Most retailers realise that the hardest task they are confronted with is generating higher levels of foot traffic. Customers increasingly value their time and think twice before they use this valuable and finite commodity. This is doubly true of male shoppers. But there is one period in the year when shoppers and potential shoppers have an excess of time.

And that is the period in December and January each year when families take time out. For most this holiday is extended for at least a week. For many men, the post Christmas hiatus is the one time of the year where they have the luxury of time to browse, stock up and replenish everything from their clothing requirements to gadgets, sporting goods and more. So if this is the part of the calendar when they have the time to shop why is it that this is the time retailers choose to reduce the entire retail experience to off-price jumble sales?
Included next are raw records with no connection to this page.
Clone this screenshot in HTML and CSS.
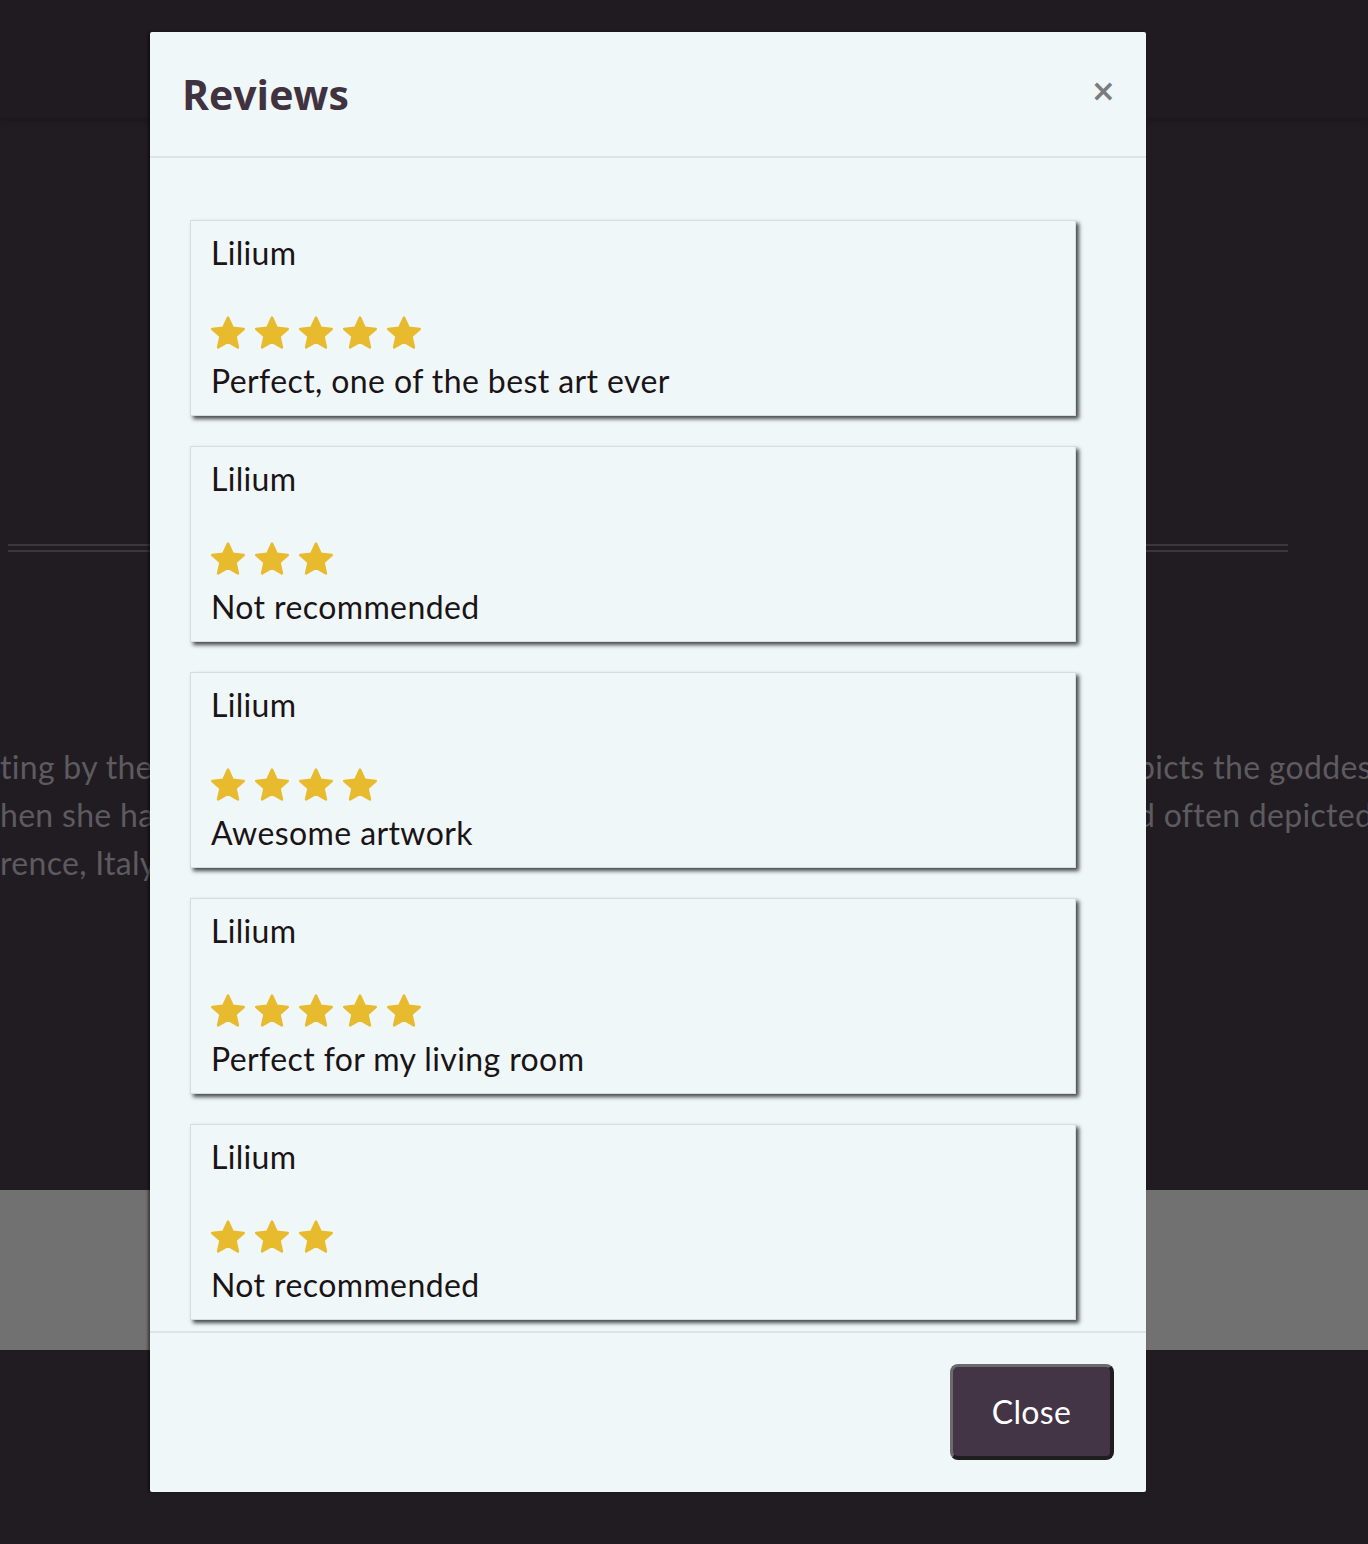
FILE: index.html
```html
<!DOCTYPE html>
<html lang="en">
<head>
<meta charset="utf-8">
<title>Reviews</title>
<link rel="stylesheet" href="styles.css">
</head>
<body>
<div class="page">
  <header class="site-header"></header>
  <div class="hr-wrap"><div class="double-rule"></div></div>
  <div class="about">
    <div class="about-left">
      <p>ting by the Italian artist</p>
      <p>hen she had just</p>
      <p>rence, Italy</p>
    </div>
    <div class="about-right">
      <p>picts the goddess</p>
      <p>d often depicted</p>
    </div>
  </div>
  <div class="gray-band"></div>
</div>

<div class="modal">
  <div class="modal-header">
    <h2 class="modal-title">Reviews</h2>
    <button class="modal-x" type="button">×</button>
  </div>
  <div class="modal-body">
    <div class="review">
      <div class="review-name">Lilium</div>
      <div class="stars">
        <svg class="star" viewBox="1.5 1.7 21 20"><path d="M12 2.5l2.9 6.3 6.8.7-5.1 4.6 1.5 6.8L12 17.4l-6.1 3.5 1.5-6.8-5.1-4.6 6.8-.7z"/></svg>
        <svg class="star" viewBox="1.5 1.7 21 20"><path d="M12 2.5l2.9 6.3 6.8.7-5.1 4.6 1.5 6.8L12 17.4l-6.1 3.5 1.5-6.8-5.1-4.6 6.8-.7z"/></svg>
        <svg class="star" viewBox="1.5 1.7 21 20"><path d="M12 2.5l2.9 6.3 6.8.7-5.1 4.6 1.5 6.8L12 17.4l-6.1 3.5 1.5-6.8-5.1-4.6 6.8-.7z"/></svg>
        <svg class="star" viewBox="1.5 1.7 21 20"><path d="M12 2.5l2.9 6.3 6.8.7-5.1 4.6 1.5 6.8L12 17.4l-6.1 3.5 1.5-6.8-5.1-4.6 6.8-.7z"/></svg>
        <svg class="star" viewBox="1.5 1.7 21 20"><path d="M12 2.5l2.9 6.3 6.8.7-5.1 4.6 1.5 6.8L12 17.4l-6.1 3.5 1.5-6.8-5.1-4.6 6.8-.7z"/></svg>
      </div>
      <div class="review-text">Perfect, one of the best art ever</div>
    </div>
    <div class="review">
      <div class="review-name">Lilium</div>
      <div class="stars">
        <svg class="star" viewBox="1.5 1.7 21 20"><path d="M12 2.5l2.9 6.3 6.8.7-5.1 4.6 1.5 6.8L12 17.4l-6.1 3.5 1.5-6.8-5.1-4.6 6.8-.7z"/></svg>
        <svg class="star" viewBox="1.5 1.7 21 20"><path d="M12 2.5l2.9 6.3 6.8.7-5.1 4.6 1.5 6.8L12 17.4l-6.1 3.5 1.5-6.8-5.1-4.6 6.8-.7z"/></svg>
        <svg class="star" viewBox="1.5 1.7 21 20"><path d="M12 2.5l2.9 6.3 6.8.7-5.1 4.6 1.5 6.8L12 17.4l-6.1 3.5 1.5-6.8-5.1-4.6 6.8-.7z"/></svg>
      </div>
      <div class="review-text">Not recommended</div>
    </div>
    <div class="review">
      <div class="review-name">Lilium</div>
      <div class="stars">
        <svg class="star" viewBox="1.5 1.7 21 20"><path d="M12 2.5l2.9 6.3 6.8.7-5.1 4.6 1.5 6.8L12 17.4l-6.1 3.5 1.5-6.8-5.1-4.6 6.8-.7z"/></svg>
        <svg class="star" viewBox="1.5 1.7 21 20"><path d="M12 2.5l2.9 6.3 6.8.7-5.1 4.6 1.5 6.8L12 17.4l-6.1 3.5 1.5-6.8-5.1-4.6 6.8-.7z"/></svg>
        <svg class="star" viewBox="1.5 1.7 21 20"><path d="M12 2.5l2.9 6.3 6.8.7-5.1 4.6 1.5 6.8L12 17.4l-6.1 3.5 1.5-6.8-5.1-4.6 6.8-.7z"/></svg>
        <svg class="star" viewBox="1.5 1.7 21 20"><path d="M12 2.5l2.9 6.3 6.8.7-5.1 4.6 1.5 6.8L12 17.4l-6.1 3.5 1.5-6.8-5.1-4.6 6.8-.7z"/></svg>
      </div>
      <div class="review-text">Awesome artwork</div>
    </div>
    <div class="review">
      <div class="review-name">Lilium</div>
      <div class="stars">
        <svg class="star" viewBox="1.5 1.7 21 20"><path d="M12 2.5l2.9 6.3 6.8.7-5.1 4.6 1.5 6.8L12 17.4l-6.1 3.5 1.5-6.8-5.1-4.6 6.8-.7z"/></svg>
        <svg class="star" viewBox="1.5 1.7 21 20"><path d="M12 2.5l2.9 6.3 6.8.7-5.1 4.6 1.5 6.8L12 17.4l-6.1 3.5 1.5-6.8-5.1-4.6 6.8-.7z"/></svg>
        <svg class="star" viewBox="1.5 1.7 21 20"><path d="M12 2.5l2.9 6.3 6.8.7-5.1 4.6 1.5 6.8L12 17.4l-6.1 3.5 1.5-6.8-5.1-4.6 6.8-.7z"/></svg>
        <svg class="star" viewBox="1.5 1.7 21 20"><path d="M12 2.5l2.9 6.3 6.8.7-5.1 4.6 1.5 6.8L12 17.4l-6.1 3.5 1.5-6.8-5.1-4.6 6.8-.7z"/></svg>
        <svg class="star" viewBox="1.5 1.7 21 20"><path d="M12 2.5l2.9 6.3 6.8.7-5.1 4.6 1.5 6.8L12 17.4l-6.1 3.5 1.5-6.8-5.1-4.6 6.8-.7z"/></svg>
      </div>
      <div class="review-text">Perfect for my living room</div>
    </div>
    <div class="review">
      <div class="review-name">Lilium</div>
      <div class="stars">
        <svg class="star" viewBox="1.5 1.7 21 20"><path d="M12 2.5l2.9 6.3 6.8.7-5.1 4.6 1.5 6.8L12 17.4l-6.1 3.5 1.5-6.8-5.1-4.6 6.8-.7z"/></svg>
        <svg class="star" viewBox="1.5 1.7 21 20"><path d="M12 2.5l2.9 6.3 6.8.7-5.1 4.6 1.5 6.8L12 17.4l-6.1 3.5 1.5-6.8-5.1-4.6 6.8-.7z"/></svg>
        <svg class="star" viewBox="1.5 1.7 21 20"><path d="M12 2.5l2.9 6.3 6.8.7-5.1 4.6 1.5 6.8L12 17.4l-6.1 3.5 1.5-6.8-5.1-4.6 6.8-.7z"/></svg>
      </div>
      <div class="review-text">Not recommended</div>
    </div>
  </div>
  <div class="modal-footer">
    <button class="btn-close" type="button">Close</button>
  </div>
</div>
</body>
</html>
```

FILE: styles.css
```css
* { box-sizing: border-box; }

html, body {
  margin: 0;
  padding: 0;
}

body {
  background: #211c22;
  font-family: "Lato", "Open Sans", sans-serif;
  width: 1368px;
  height: 1544px;
  overflow: hidden;
}

.page {
  display: flex;
  flex-direction: column;
}

.site-header {
  height: 118px;
  background: #201b21;
  box-shadow: 0 2px 6px rgba(0, 0, 0, 0.25);
}

.hr-wrap {
  padding: 426px 0 0 8px;
}

.double-rule {
  width: 1280px;
  height: 8px;
  border-top: 2px solid #3b373d;
  border-bottom: 2px solid #3b373d;
}

.about {
  display: flex;
  margin-top: 191px;
  height: 447px;
}

.about p {
  margin: 0;
  font-size: 32px;
  line-height: 48px;
  letter-spacing: 0.3px;
  color: #5d5a60;
  white-space: nowrap;
}

.about-left {
  width: 160px;
}

.about-right {
  margin-left: 977px;
}

.gray-band {
  height: 160px;
  background: #717171;
}

/* Modal */
.modal {
  position: absolute;
  left: 150px;
  top: 32px;
  width: 996px;
  height: 1460px;
  background: #eff7f9;
  border-radius: 2px;
  box-shadow: -2px 0 3px rgba(0, 0, 0, 0.5);
  display: flex;
  flex-direction: column;
}

.modal-header {
  flex: none;
  height: 126px;
  border-bottom: 2px solid #dfe3e6;
  display: flex;
  align-items: center;
  justify-content: space-between;
  padding: 0 30px 0 32px;
}

.modal-title {
  margin: 0;
  font-family: "Open Sans", "Lato", sans-serif;
  font-weight: 700;
  font-size: 41px;
  line-height: 48px;
  color: #41323f;
}

.modal-x {
  border: 0;
  background: none;
  padding: 0;
  font-family: "DejaVu Sans", sans-serif;
  font-weight: 700;
  font-size: 30px;
  line-height: 1;
  color: #7c7c7e;
  margin-top: -6px;
}

.modal-body {
  flex: none;
  height: 1173px;
  overflow: hidden;
  padding: 62px 70px 0 40px;
  display: flex;
  flex-direction: column;
  gap: 30px;
}

.review {
  flex: none;
  height: 196px;
  background: #eff7f9;
  border: 1px solid #d9dcdd;
  box-shadow: 3px 3px 4px rgba(0, 0, 0, 0.7);
  padding: 8px 20px 10px;
  color: #1b1416;
}

.review-name {
  font-size: 32px;
  line-height: 48px;
  letter-spacing: 0.3px;
}

.stars {
  display: flex;
  gap: 10px;
  margin-top: 39px;
  height: 33px;
}

.star {
  width: 34px;
  height: 33px;
  fill: #e8bb2f;
  stroke: #e8bb2f;
  stroke-width: 1.6;
  stroke-linejoin: round;
}

.review-text {
  margin-top: 8px;
  font-size: 32px;
  line-height: 48px;
  letter-spacing: 0.4px;
}

.modal-footer {
  flex: 1;
  border-top: 2px solid #dfe3e6;
  display: flex;
  justify-content: flex-end;
  align-items: flex-start;
  padding: 31px 32px 0 0;
}

.btn-close {
  width: 164px;
  height: 96px;
  background: #433446;
  color: #ffffff;
  font-family: "Lato", "Open Sans", sans-serif;
  font-size: 32px;
  letter-spacing: 0.3px;
  border-radius: 8px;
  border-style: solid;
  border-color: #6b6b6b #1e1e1e #1e1e1e #6b6b6b;
  border-width: 3px 4px 4px 3px;
  padding: 0;
}
```
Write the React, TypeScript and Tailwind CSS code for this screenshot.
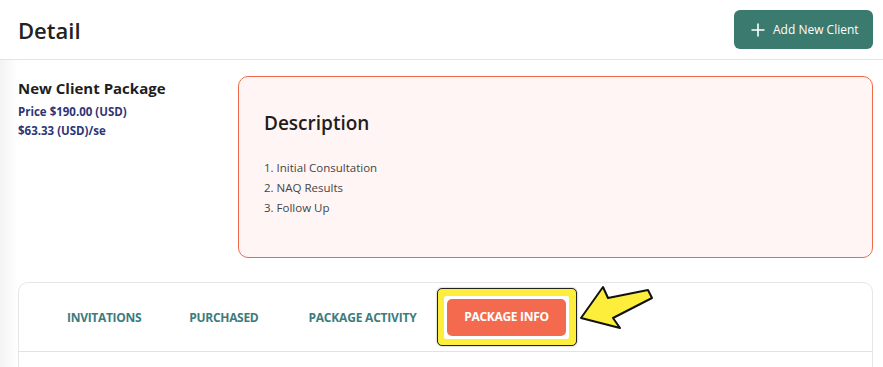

I was recently standing in a well-known department store watching businessman after businessman trying to buy a sizable amount of apparel. They wanted to spend money – large amounts of it. One by one they simply got frustrated and left the store. They couldn’t find their size. They couldn’t find the colour or cut they wanted. They couldn’t find anything. The customer experience was cut-priced confusion.

And they weren’t looking for bargains. For these men it was the one time of the year when they had the time to buy what they needed and wanted. It was their one time of the year to have their impression of the retail experience confirmed or changed. Needless to say, the experience of the men I observed was a negative one.

When perhaps your only major experience of retail is piled high, red slashes, discount tables, low or no service and no theatrical visual merchandise, is it any wonder that for many men they see little value in spending their time shopping throughout the year. Many men hand off the responsibility for much of the household and even their personal shopping to women because of their impression of shopping when they are confronted with it.

Discounting used to be about genuine clearance (stock close out) and as a weapon to drive foot traffic during low periods throughout the year. Limited stock clearance items placed thoughtfully among full price new merchandise used to be part of clever merchandise management. Today, the post Christmas sales are becoming a period relied upon by many retailers to keep their sales levels high – but with ever diminishing margins. A period not of clever blending of off-price and full-price but one of a mono-syllabic sea of red ink.

And this is being compounded by the rapidly growing gift card phenomena. With 30% compound growth rates, gift cards – increasingly being purchased as a substitute for full-price merchandise and redeemed in January with off-price merchandise – deflate December sales (as the sale can’t be booked until redeemed) and inflate January. Even the unredeemed value on the gift card does not offset the margin loss. Men are huge users of gift cards.

While there is no easy answer here, best practice retailers around the world are now rediscovering the opportunity that actually presents itself when new or infrequent shoppers enter their stores in the January period. Time to take another look at whether your post-Christmas sales strategy is building your future or digging your grave.